▸ **Written instruction**
Search the material for "screenshot" and show all lines that contain it.

▸ **Records for the exercise**
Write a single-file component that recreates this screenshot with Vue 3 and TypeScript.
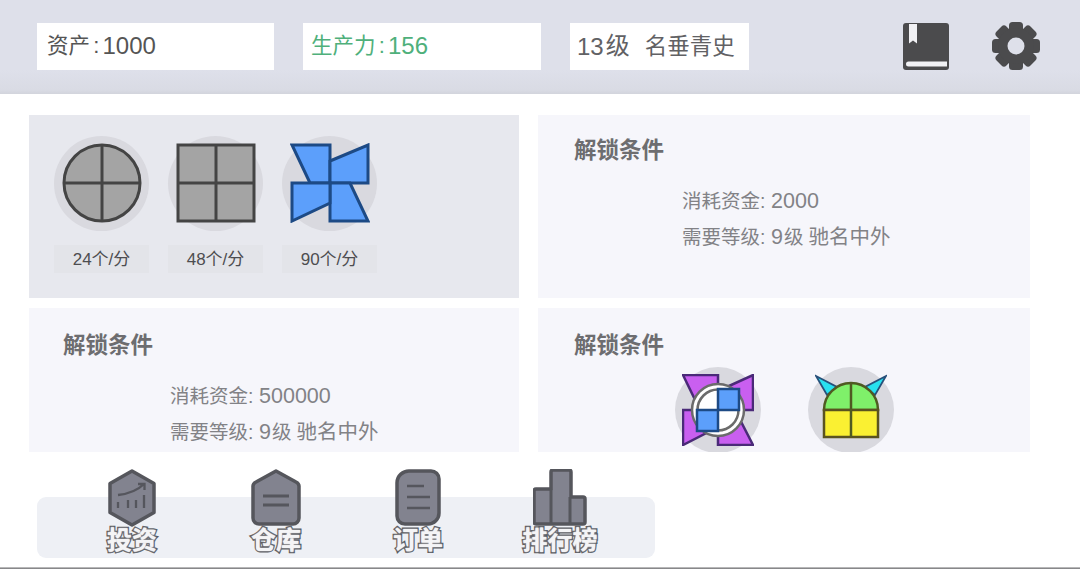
<script setup lang="ts">
const rates = ['24个/分', '48个/分', '90个/分']
const teeth = [0, 45, 90, 135, 180, 225, 270, 315]
</script>

<template>
  <div class="page">
    <header class="top">
      <div class="stat s1"><span class="line"><span class="cjk">资产</span><span class="c">:</span>1000</span></div>
      <div class="stat s2 green"><span class="line"><span class="cjk">生产力</span><span class="c">:</span>156</span></div>
      <div class="stat s3"><span class="line">13<span class="lv">级</span><span class="name">名垂青史</span></span></div>
      <div class="tools">
        <svg viewBox="0 0 48 48" width="48" height="48">
          <rect x="1" y="1" width="46" height="47" rx="3" fill="#4b4b4d"/>
          <path fill="#f1f1f4" d="M7 2H15V21.500L11 18.500 7 21.500Z"/>
          <path fill="#f1f1f4" d="M6.500 39.500H45V44.500H6.500A2.500 2.500 0 0 1 6.500 39.500Z"/>
        </svg>
        <svg viewBox="0 0 48 48" width="48" height="48">
          <g fill="#4b4b4d">
            <rect v-for="t in teeth" :key="t" x="17" y="0" width="14" height="14" rx="3.500" :transform="`rotate(${t} 24 24)`"/>
            <circle cx="24" cy="24" r="18"/>
          </g>
          <circle cx="24" cy="24" r="8.500" fill="#dee0ea"/>
        </svg>
      </div>
    </header>

    <main class="grid">
      <section class="panel active">
        <div class="machines">
          <div class="machine" v-for="(r, i) in rates" :key="r">
            <div class="disc">
              <svg v-if="i === 0" class="shape" viewBox="0 0 80 80" width="80" height="80">
                <circle cx="40" cy="40" r="38" fill="#a4a4a4" stroke="#444" stroke-width="3"/>
                <path d="M40 2V78M2 40H78" stroke="#444" stroke-width="3"/>
              </svg>
              <svg v-else-if="i === 1" class="shape" viewBox="0 0 80 80" width="80" height="80">
                <rect x="2" y="2" width="76" height="76" fill="#a4a4a4" stroke="#444" stroke-width="3"/>
                <path d="M40 2V78M2 40H78" stroke="#444" stroke-width="3"/>
              </svg>
              <svg v-else class="shape" viewBox="0 0 80 80" width="80" height="80">
                <g fill="#5c9ffb" stroke="#1d4a85" stroke-width="3" stroke-linejoin="miter">
                  <path d="M2 2H40V40H20Z"/>
                  <path d="M40 18L78 2V40H40Z"/>
                  <path d="M40 40H60L78 78H40Z"/>
                  <path d="M2 40H40V60L2 78Z"/>
                </g>
              </svg>
            </div>
            <div class="rate">{{ r }}</div>
          </div>
        </div>
      </section>

      <section class="panel">
        <h3 class="title t-right">解锁条件</h3>
        <div class="cond c-right">
          <p>消耗资金<span class="colon">:</span><span class="num">2000</span></p>
          <p>需要等级<span class="colon">:</span><span class="num">9</span>级<span class="rank">驰名中外</span></p>
        </div>
      </section>

      <section class="panel low">
        <h3 class="title t-left">解锁条件</h3>
        <div class="cond c-left">
          <p>消耗资金<span class="colon">:</span><span class="num">500000</span></p>
          <p>需要等级<span class="colon">:</span><span class="num">9</span>级<span class="rank">驰名中外</span></p>
        </div>
      </section>

      <section class="panel low">
        <h3 class="title t-right t-low">解锁条件</h3>
        <div class="rewards">
          <div class="disc small">
            <svg viewBox="0 0 72 72" width="72" height="72">
              <g fill="#c95ff0" stroke="#4a2a78" stroke-width="2.500">
                <path d="M1 1H36V36H18Z"/>
                <path d="M36 17L71 1V36H36Z"/>
                <path d="M36 36H53L71 71H36Z"/>
                <path d="M1 36H36V53L1 71Z"/>
              </g>
              <circle cx="36" cy="36" r="26" fill="#fff" stroke="#6b6b6b" stroke-width="2.500"/>
              <circle cx="36" cy="36" r="20.500" fill="#fff" stroke="#6b6b6b" stroke-width="2.500"/>
              <g fill="#5c9ffb" stroke="#1d4a85" stroke-width="2.500">
                <rect x="36" y="15" width="21" height="21"/>
                <rect x="15" y="36" width="21" height="21"/>
              </g>
            </svg>
          </div>
          <div class="disc small">
            <svg viewBox="0 0 72 72" width="72" height="72">
              <g fill="#28e0ef" stroke="#27507a" stroke-width="1.800">
                <path d="M1 2L22 13L12 21Z"/>
                <path d="M71 2L50 13L60 21Z"/>
              </g>
              <path d="M9 36A27 27 0 0 1 63 36Z" fill="#7ff06a" stroke="#4f5a22" stroke-width="2.500"/>
              <rect x="9" y="36" width="54" height="27" fill="#faf032" stroke="#5a5320" stroke-width="2.500"/>
              <path d="M36 9V63" stroke="#4f5a22" stroke-width="2.500"/>
            </svg>
          </div>
        </div>
      </section>
    </main>

    <nav class="bar">
      <div class="item i1">
        <svg viewBox="0 0 50 58" width="50" height="58">
          <path d="M25 2L47 14.500V43.500L25 56 3 43.500V14.500Z" fill="#82838f" stroke="#55565c" stroke-width="3.500" stroke-linejoin="round"/>
          <path d="M11 26C20 25 30 22 37 15M31 15H37.500V21M11 33V39M21 31V39M37 26V39M29 31V39" fill="none" stroke="#55565d" stroke-width="2.300"/>
        </svg>
        <span class="cap">投资</span>
      </div>
      <div class="item i2">
        <svg viewBox="0 0 50 58" width="50" height="58">
          <path d="M25 2L45 13a5 5 0 0 1 3 5V49a6 6 0 0 1-6 6H8a6 6 0 0 1-6-6V18a5 5 0 0 1 3-5Z" fill="#82838f" stroke="#55565c" stroke-width="3.500" stroke-linejoin="round"/>
          <path d="M12 27H38M12 36H38" stroke="#55565d" stroke-width="3"/>
        </svg>
        <span class="cap">仓库</span>
      </div>
      <div class="item i3">
        <svg viewBox="0 0 46 58" width="46" height="58">
          <path d="M15 2H36a8 8 0 0 1 8 8V44a11 11 0 0 1-11 11H10a8 8 0 0 1-8-8V14A12 12 0 0 1 15 2Z" fill="#82838f" stroke="#55565c" stroke-width="3.500"/>
          <path d="M12 17H29M12 28H35M12 39H35" stroke="#55565d" stroke-width="2.500"/>
        </svg>
        <span class="cap">订单</span>
      </div>
      <div class="item i4">
        <svg viewBox="0 0 54 58" width="54" height="58">
          <path d="M3 20H18V3a2 2 0 0 1 2-2H36a2 2 0 0 1 2 2V28H50a2 2 0 0 1 2 2V53a2 2 0 0 1-2 2H3a2 2 0 0 1-2-2V22a2 2 0 0 1 2-2Z" fill="#82838f" stroke="#55565c" stroke-width="3.500" stroke-linejoin="round"/>
          <path d="M18 20V55M37 28V55" stroke="#55565c" stroke-width="3"/>
        </svg>
        <span class="cap">排行榜</span>
      </div>
    </nav>
    <div class="edge"></div>
  </div>
</template>

<style>
html, body { margin: 0; background: #fff; }
</style>

<style scoped>
.page {
  width: 1080px;
  height: 569px;
  overflow: hidden;
  display: flex;
  flex-direction: column;
  background: #fff;
  font-family: "Liberation Sans", "Noto Sans CJK SC", sans-serif;
}
.top {
  height: 94px;
  flex: none;
  box-sizing: border-box;
  display: flex;
  align-items: flex-start;
  padding: 23px 0 0 37px;
  background: linear-gradient(#dee0ea 0, #dee0ea 70px, #d9dbe4 90px, #d2d4dc 94px);
}
.stat {
  height: 47px;
  box-sizing: border-box;
  background: #fff;
  display: flex;
  align-items: center;
  font-size: 24px;
  color: #555;
  white-space: pre;
}
.line { display: block; line-height: 30px; margin-top: -1px; }
.cjk { font-size: 21.5px; vertical-align: 1px; }
.c { display: inline-block; width: 12.5px; text-align: center; font-size: 22px; vertical-align: 1px; }
.s1 { width: 237px; padding-left: 10px; margin-right: 29px; }
.s2 { width: 238px; padding-left: 8px; margin-right: 29px; }
.s3 { width: 179px; padding-left: 7px; color: #616164; }
.lv { font-size: 24px; margin-left: 2px; vertical-align: 1px; }
.name { font-size: 22.5px; margin-left: 15px; vertical-align: 1px; }
.green { color: #4fb07b; }
.tools { display: flex; margin-left: 153px; margin-top: -1px; gap: 42px; }
.grid {
  margin: 21px 0 0 29px;
  display: grid;
  grid-template-columns: 490px 492px;
  grid-template-rows: 183px 144px;
  column-gap: 19px;
  row-gap: 10px;
  flex: none;
}
.panel { background: #f6f6fb; overflow: hidden; }
.active { background: #e7e8ee; }
.machines { display: flex; gap: 19px; padding: 21px 0 0 25px; }
.machine { width: 95px; display: flex; flex-direction: column; align-items: center; }
.disc {
  width: 95px;
  height: 95px;
  border-radius: 50%;
  background: #d9d9df;
  display: flex;
  align-items: center;
  justify-content: center;
}
.shape { margin-bottom: 2px; }
.rate {
  margin-top: 14px;
  width: 95px;
  height: 28px;
  box-sizing: border-box;
  padding-bottom: 3px;
  background: #e3e4e9;
  font-size: 17px;
  color: #4d4d50;
  display: flex;
  align-items: center;
  justify-content: center;
}
.title {
  margin: 0;
  font-size: 22.5px;
  font-weight: 700;
  color: #6d6d70;
  line-height: 30px;
  padding-top: 21px;
}
.t-right { padding-left: 36px; }
.t-left { padding-left: 34px; padding-top: 23px; }
.t-low { padding-top: 23px; }
.cond { font-size: 19.5px; color: #828286; }
.cond p { margin: 0; line-height: 36px; white-space: pre; }
.colon { display: inline-block; width: 11px; text-align: left; }
.num { font-size: 21.5px; margin-right: 1px; }
.rank { font-size: 20.5px; margin-left: 5px; }
.c-right { padding: 17px 0 0 144px; }
.c-left { padding: 17px 0 0 141px; }
.rewards {
  display: flex;
  gap: 47px;
  padding: 6px 0 0 137px;
}
.small { width: 86px; height: 86px; }
.bar {
  margin: 45px 0 0 37px;
  width: 618px;
  height: 61px;
  flex: none;
  position: relative;
  background: #eef0f5;
  border-radius: 9px;
}
.item {
  position: absolute;
  top: -28px;
  display: flex;
  flex-direction: column;
  align-items: center;
  width: 90px;
}
.i1 { left: 50px; }
.i2 { left: 194px; }
.i3 { left: 336px; }
.i4 { left: 478px; }
.cap {
  margin-top: -1px;
  font-size: 25px;
  line-height: 28px;
  font-weight: 700;
  color: #f4f4f6;
  white-space: nowrap;
  -webkit-text-stroke: 3px #5a5b61;
  paint-order: stroke fill;
  text-shadow: 0 0 1.500px #fff;
}
.edge {
  flex: none;
  margin-top: 9px;
  height: 2px;
  background: linear-gradient(#cfcfcf, #707072);
}
</style>
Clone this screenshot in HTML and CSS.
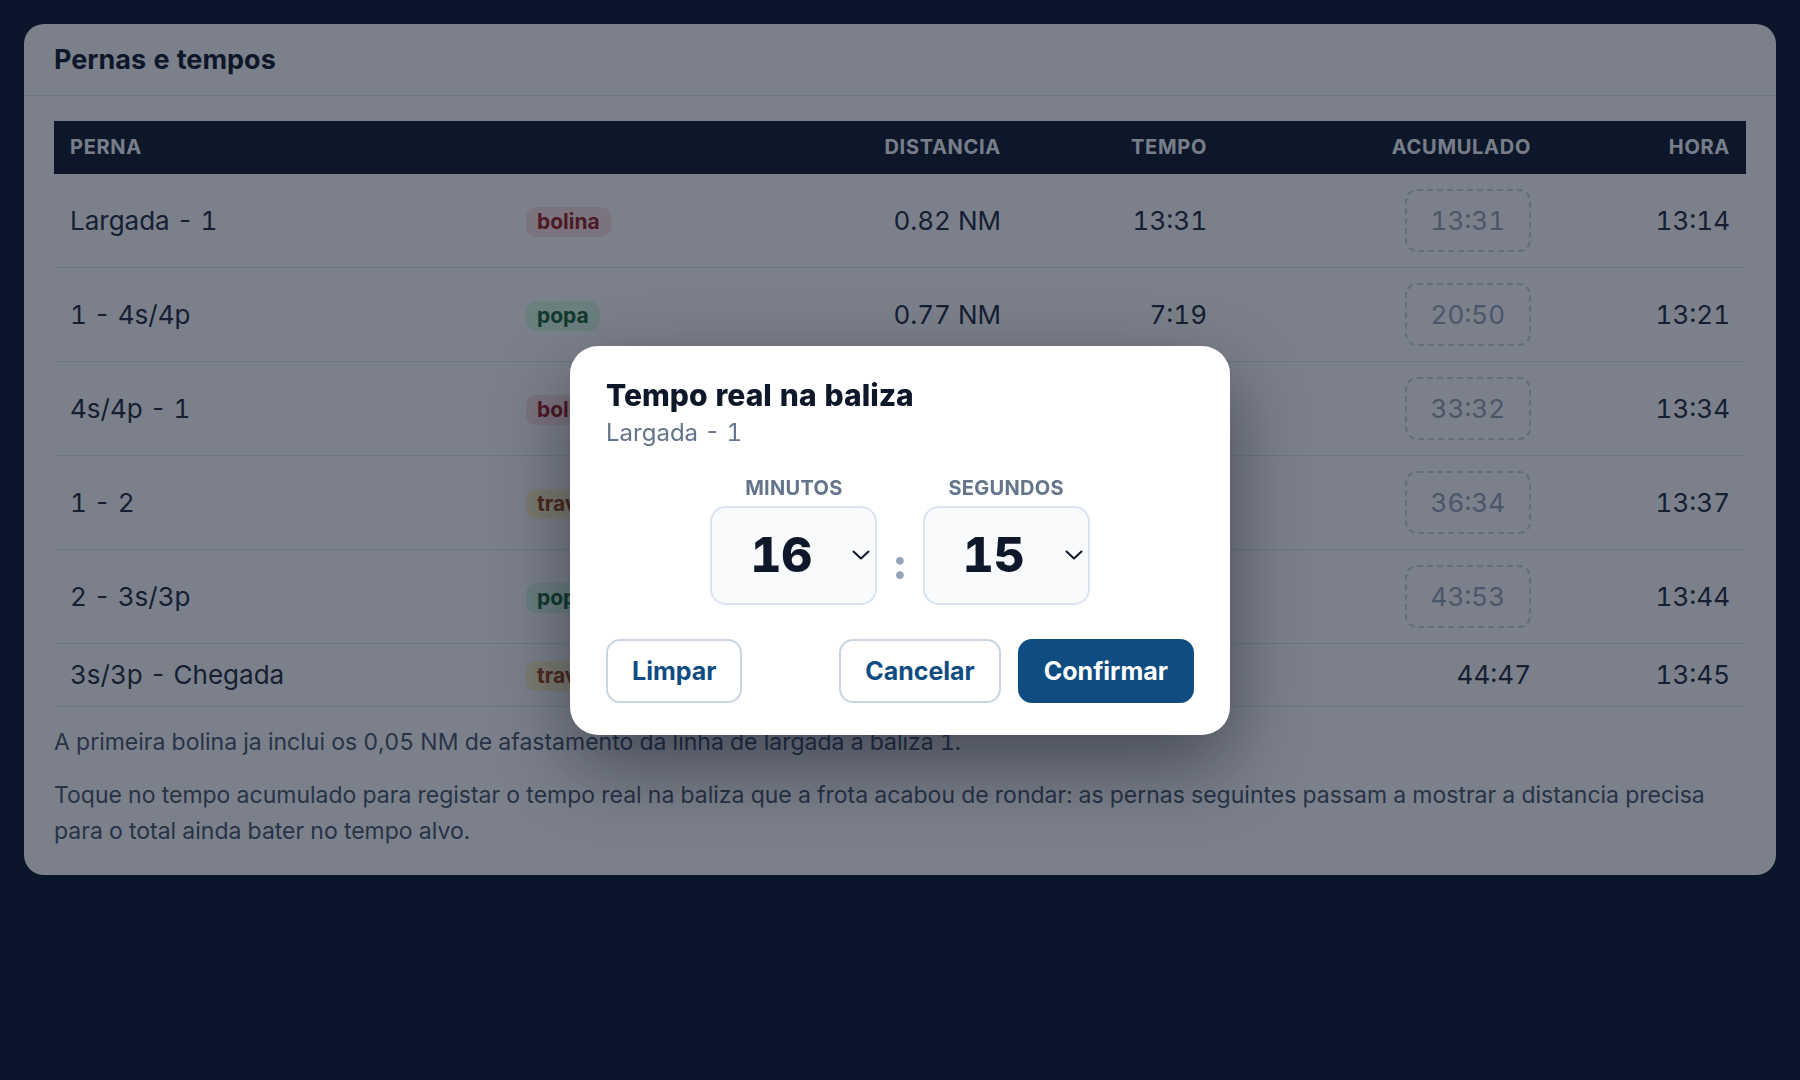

▸ **Exercise solution**
Write a single-file component that recreates this screenshot with Vue 3 and TypeScript.
Clone this screenshot in HTML and CSS.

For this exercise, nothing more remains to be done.